4. It is not in dispute and it is also clear from Ex.P4 rental agreement that was executed between the landlord and the tenant that the tenant agreed to pay the monthly rent to the landlord and also pay the Municipal taxes (property taxes) which is exclusive of the monthly rent payable to the landlord. It is also now not in dispute that the tenant failed to pay the property tax due to the Municipality for over a period of seven years between 1973 and 1978 and he made only part payments subsequently under Ex.R21 and 25. It is also clear from the evidence adduced before the Rent Controller that the Municipal authorities issued Ex.P2 notice to the landlord demanding him to pay the property tax and in pursuance thereof the landlord issued Ex.P3 notice to the tenant requiring him to pay the property tax to the Municipality and inspite of the same he failed to pay the property tax as agreed upon in the rental agreement. Therefore, it is a clear case where the tenant violated the terms of the agreement and committed wilful default in payment of property tax to the Municipal authorities. Under those circumstances the appellate authority came to the conclusion that the tenant is liable to be evicted for such wilful default in payment of rent.

5. The learned Counsel for the petitioner however, tries to contend that the rental agreement marked as Ex.P4 does not mention that the property tax is to be paid by the tenant to the landlord and that such tax is to be paid only by the tenant to the Municipal authority and that therefore even if there was any default committed in payment of property tax to the Municipality by the tenant it will not amount to default in payment of tax inasmuch as such tax was not liable to be paid to the landlord by the tenant. But it makes no difference whether the tax is to be paid directly to the Municipal authorities by the tenant as per the rental agreement or to the landlord. When once Ex.P4 rental agreement clearly mentions that the property tax due to the demised building is to be paid by the tenant over and above the rent that was specified in the agreement and when once a default is committed by the tenant in payment of such tax even directly to the Municipality, it will amount to violation of ternis of the agreement and wilful default in payment of such property tax. Under these circumstances, the lower appellate authority has relied upon the decision of this Court reported in Kanta Bai Asawa v. Kranti Swaroop Machine Tools Pvt. Ltd, , wherein it was observed that where the recitals in the lease-deed would indicate that the landlord on service of the demand notice in respect of tax is bound to intimate the tenant and on such intimation the tenant has to pay the tax and where the tenant has agreed to pay the Municipal taxes as per the rental agreement, non-payment of tax would amount to non-payment of rent and thus it will form a ground for eviction. The lower appellate authority has also relied upon another decision of this Court reported in S. Fatheuddin Akbar v. Ghanshamdas, 1957 ALT 648 wherein also it is observed that "rent" includes what is ordinarily described as rent but also payments in respect of special amenities provided by the landlord under the agreement between him and his tenant and that it is comprehensive enough to include all payments agreed to be paid by the tenant to his landlord and that non-payment of the taxes would amount to non-payment of rent and would attract Section 10 of the Rent Control Act.

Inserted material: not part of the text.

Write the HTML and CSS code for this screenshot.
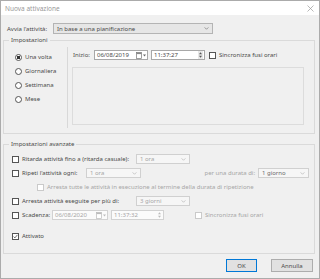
FILE: index.html
```html
<!DOCTYPE html>
<html lang="it">
<head>
    <meta charset="UTF-8">
    <title>Nuova attivazione</title>
    <link rel="stylesheet" href="styles.css">
</head>
<body>
    <div class="window">
        <div class="titlebar">
            <span>Nuova attivazione</span>
            <svg class="close" width="7" height="7" viewBox="0 0 7 7"><path d="M0.5 0.5L6.5 6.5M6.5 0.5L0.5 6.5" stroke="#9a9a9a" stroke-width="0.7"/></svg>
        </div>

        <div class="main">
            <!-- Avvia -->
            <div class="launch">
                <span class="lbl">Avvia l'attività:</span>
                <div class="combo wide">
                    <span>In base a una pianificazione</span>
                    <svg width="5" height="3" viewBox="0 0 6 4"><polyline points="0.5,0.5 3,3 5.5,0.5" fill="none" stroke="#666" stroke-width="0.8"/></svg>
                </div>
            </div>

            <!-- Impostazioni -->
            <div class="group sched">
                <span class="group-title">Impostazioni</span>
                <div class="sched-body">
                    <div class="freq">
                        <div class="radio-row"><span class="radio on"></span>Una volta</div>
                        <div class="radio-row"><span class="radio"></span>Giornaliera</div>
                        <div class="radio-row"><span class="radio"></span>Settimana</div>
                        <div class="radio-row"><span class="radio"></span>Mese</div>
                    </div>
                    <div class="start-area">
                        <div class="start-row">
                            <span class="lbl-start">Inizio:</span>
                            <div class="field date">
                                <span>06/08/2019</span>
                                <svg width="10" height="7" viewBox="0 0 10 7"><rect x="0.5" y="0.5" width="5" height="6" fill="#fff" stroke="#777" stroke-width="0.7"/><rect x="0.5" y="0.5" width="5" height="1.6" fill="#888"/><path d="M7 2.5h3l-1.5 2z" fill="#666"/></svg>
                            </div>
                            <div class="field time">
                                <span>11:37:27</span>
                                <svg width="5" height="8" viewBox="0 0 5 8"><rect x="0" y="0" width="5" height="8" fill="#e8e8e8"/><path d="M1 3.2h3l-1.5-2z M1 4.8h3l-1.5 2z" fill="#555"/></svg>
                            </div>
                            <span class="check"></span>
                            <span class="check-text">Sincronizza fusi orari</span>
                        </div>
                        <div class="detail-box"></div>
                    </div>
                </div>
            </div>

            <!-- Impostazioni avanzate -->
            <div class="group adv">
                <span class="group-title">Impostazioni avanzate</span>
                <div class="adv-body">
                    <div class="adv-row">
                        <span class="check"></span>
                        <span class="lbl-long">Ritarda attività fino a (ritarda casuale):</span>
                        <div class="combo off small">
                            <span>1 ora</span>
                            <svg width="5" height="3" viewBox="0 0 6 4"><polyline points="0.5,0.5 3,3 5.5,0.5" fill="none" stroke="#aaa" stroke-width="0.8"/></svg>
                        </div>
                    </div>
                    <div class="adv-row">
                        <span class="check"></span>
                        <span class="lbl-repeat">Ripeti l'attività ogni:</span>
                        <div class="combo off repeat">
                            <span>1 ora</span>
                            <svg width="5" height="3" viewBox="0 0 6 4"><polyline points="0.5,0.5 3,3 5.5,0.5" fill="none" stroke="#aaa" stroke-width="0.8"/></svg>
                        </div>
                        <span class="dur">per una durata di:</span>
                        <div class="combo off day">
                            <span>1 giorno</span>
                            <svg width="5" height="3" viewBox="0 0 6 4"><polyline points="0.5,0.5 3,3 5.5,0.5" fill="none" stroke="#aaa" stroke-width="0.8"/></svg>
                        </div>
                    </div>
                    <div class="adv-row sub">
                        <span class="check off"></span>
                        <span class="muted">Arresta tutte le attività in esecuzione al termine della durata di ripetizione</span>
                    </div>
                    <div class="adv-row">
                        <span class="check"></span>
                        <span class="lbl-long">Arresta attività eseguite per più di:</span>
                        <div class="combo off small">
                            <span>3 giorni</span>
                            <svg width="5" height="3" viewBox="0 0 6 4"><polyline points="0.5,0.5 3,3 5.5,0.5" fill="none" stroke="#aaa" stroke-width="0.8"/></svg>
                        </div>
                    </div>
                    <div class="adv-row">
                        <span class="check"></span>
                        <span class="lbl-exp">Scadenza:</span>
                        <div class="field off exp-date">
                            <span>06/08/2020</span>
                            <svg width="10" height="7" viewBox="0 0 10 7"><rect x="0.5" y="0.5" width="5" height="6" fill="#fff" stroke="#bbb" stroke-width="0.7"/><rect x="0.5" y="0.5" width="5" height="1.6" fill="#bbb"/><path d="M7 2.5h3l-1.5 2z" fill="#bbb"/></svg>
                        </div>
                        <div class="field off exp-time">
                            <span>11:37:32</span>
                            <svg width="5" height="8" viewBox="0 0 5 8"><path d="M1 3.2h3l-1.5-2z M1 4.8h3l-1.5 2z" fill="#bbb"/></svg>
                        </div>
                        <span class="check off exp-sync"></span>
                        <span class="muted check-text">Sincronizza fusi orari</span>
                    </div>
                    <div class="adv-row enabled">
                        <span class="check on">
                            <svg width="5" height="5" viewBox="0 0 5 5"><polyline points="0.6,2.6 1.9,3.9 4.4,0.9" fill="none" stroke="#333" stroke-width="0.7"/></svg>
                        </span>
                        <span>Attivato</span>
                    </div>
                </div>
            </div>

            <div class="actions">
                <button class="btn ok">OK</button>
                <button class="btn cancel">Annulla</button>
            </div>
        </div>
    </div>
</body>
</html>
```

FILE: styles.css
```css
body {
    margin: 0;
    font-family: 'Noto Sans', 'Liberation Sans', sans-serif;
    font-size: 6px;
    color: #4a4a4a;
}

.window {
    width: 320px;
    height: 279px;
    box-sizing: border-box;
    border: 1px solid #ababab;
    background-color: #f0f0f0;
    overflow: hidden;
}

.titlebar {
    height: 14px;
    background-color: #fff;
    display: flex;
    align-items: center;
    justify-content: space-between;
    padding: 0 5px 0 4px;
    color: #999;
    font-size: 6.5px;
}

.main {
    padding: 0 4px 0 2px;
}

.launch {
    display: flex;
    align-items: center;
    margin-top: 8px;
    height: 11px;
    padding-left: 4px;
}

.launch .lbl {
    width: 46px;
}

.combo {
    box-sizing: border-box;
    height: 11px;
    border: 1px solid #b4b4b4;
    background-color: #e6e6e6;
    display: flex;
    align-items: center;
    justify-content: space-between;
    padding: 0 3px;
}

.combo.wide {
    width: 160px;
}

.combo.off {
    height: 10px;
    border-color: #d0d0d0;
    background-color: #f6f6f6;
    color: #a6a6a6;
}

.combo.small {
    width: 54px;
}

.combo.repeat {
    width: 55px;
}

.combo.day {
    width: 51px;
    color: #6a6a6a;
}

.field {
    box-sizing: border-box;
    height: 10px;
    border: 1px solid #a8a8a8;
    background-color: #fff;
    display: flex;
    align-items: center;
    justify-content: space-between;
    padding: 0 1px 0 2px;
}

.field.off {
    border-color: #d2d2d2;
    background-color: #fbfbfb;
    color: #a6a6a6;
}

.check {
    box-sizing: border-box;
    width: 7px;
    height: 7px;
    border: 1px solid #555;
    background-color: #fff;
    display: flex;
    align-items: center;
    justify-content: center;
    flex-shrink: 0;
}

.check.off {
    border-color: #cacaca;
}

.check-text {
    margin-left: 3px;
}

.muted {
    color: #a6a6a6;
}

/* group boxes */
.group {
    border: 1px solid #dadada;
}

.group-title {
    display: block;
    width: max-content;
    margin: -5px 0 0 5px;
    padding: 0 2px;
    height: 8px;
    line-height: 8px;
    background-color: #f0f0f0;
}

.group.sched {
    margin-top: 6px;
    padding-bottom: 5px;
}

.sched-body {
    display: flex;
    margin-top: 3px;
    height: 81px;
}

.freq {
    box-sizing: border-box;
    width: 64px;
    border-right: 1px solid #d8d8d8;
    padding: 3px 0 0 11px;
}

.radio-row {
    display: flex;
    align-items: center;
    height: 14px;
}

.radio {
    box-sizing: border-box;
    width: 7px;
    height: 7px;
    border: 1px solid #555;
    border-radius: 50%;
    background-color: #fff;
    margin-right: 3px;
}

.radio.on {
    background: radial-gradient(circle, #333 0 1.5px, #fff 2px);
}

.start-area {
    flex: 1;
    padding: 3px 0 0 4px;
}

.start-row {
    display: flex;
    align-items: center;
    height: 10px;
}

.lbl-start {
    width: 21px;
    margin-left: 1px;
}

.date {
    width: 54px;
    margin-right: 3px;
}

.time {
    width: 54px;
    margin-right: 4px;
}

.detail-box {
    box-sizing: border-box;
    margin-top: 7px;
    width: 232px;
    height: 58px;
    border: 1px solid #dcdcdc;
}

.group.adv {
    margin-top: 10px;
    padding-bottom: 10px;
}

.adv-body {
    padding: 4px 5px 0 8px;
}

.adv-row {
    display: flex;
    align-items: center;
    height: 14px;
}

.adv-row > .check {
    margin-right: 3px;
}

.adv-row.sub {
    padding-left: 25px;
}

.adv-row.enabled {
    margin-top: 7px;
}

.lbl-long {
    width: 114px;
}

.lbl-repeat {
    width: 64px;
}

.dur {
    margin-left: auto;
    margin-right: 3px;
    color: #a6a6a6;
}

.lbl-exp {
    width: 30px;
}

.exp-date {
    width: 56px;
    margin-right: 3px;
}

.exp-time {
    width: 53px;
}

.adv-row > .exp-sync {
    margin-left: 31px;
    margin-right: 0;
}

.actions {
    display: flex;
    justify-content: flex-end;
    gap: 14px;
    margin-top: 5px;
    padding-right: 2px;
}

.btn {
    box-sizing: border-box;
    height: 13px;
    padding: 0;
    border: 1px solid #adadad;
    background-color: #e1e1e1;
    font-family: inherit;
    font-size: 6px;
    color: #4a4a4a;
}

.btn.ok {
    width: 31px;
    border-color: #0078d7;
}

.btn.cancel {
    width: 42px;
}
```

6. So in view of such circumstances the lower appellate authority rightly held that wilful default in payment of property tax to the Municipality by the tenant as per the rental agreement will be a ground for eviction.

7. The learned Counsel for the petitioner has tried to rely upon another recent decision of this Court reported in K. Rachamma v. Bimal Bai, , which is also infact referred to and discussed by the lower appellate Court. A perusal of the said decision clearly shows that the observations made therein have no application to the facts of the present case. In the said decision K.Rachamma's case (supra) the above said earlier decision of this Court in Kanta Bai Asawa's case, (supra) was also referred to and it was distinguished. In the decision reported in K.Rachamma's case, (supra) the amount to be paid towards rent was not specified and an amount of Rs.50/- per month was agreed to be paid by the tenant as an ad hoc sum towards property tax without reference to the actual amount of property tax payable to the Municipal Corporation.

8. In the present case it is specifically mentioned in Ex,P4 agreement that besides the rent the tenant has to pay the entire property tax due to the Municipality. Therefore the above cited recent decision of this Court K. Rachamma's case has no application to the facts of this case.

9. The learned Counsel for the petitioner further tries to rely upon some provisions of the Municipal Corporation Act and tries to contend that in case default is committed in payment of rent, the Municipal Corporation will have to proceed against the tenant for recovery of the tax and that therefore even if any such default is committed the landlord is not entitled to seek his eviction on the ground of such default. But the provisions of the Municipal Corporation Act have no relevancy insofar as the facts of this case as revealed from the rental agreement which clearly specifies that it is the duty of the tenant to pay the property tax to the Municipality and evidently such term was included after taking into consideration the quantum of rent that was actually payable as per the agreement and such rent was evidently fixed only after taking into consideration the payment of properly fax to the Municipality by the tenant. Under those circumstances the property tax will form part of the rent that was payable to the landlord by the tenant and when once there was wilful default in payment of the property tax to the Municipality as per the agreement, it will be a ground for eviction as rightly found by the lower appellate Court. In these circumstances it is not a fit case where such orders of the lower Court can be interfered in this revision.

10. In the result, the revision is dismissed. No costs. In view of the facts and circumstances of the case, the petitioner, who is the tenant is granted time till the end of August, 1998, for vacating the premises.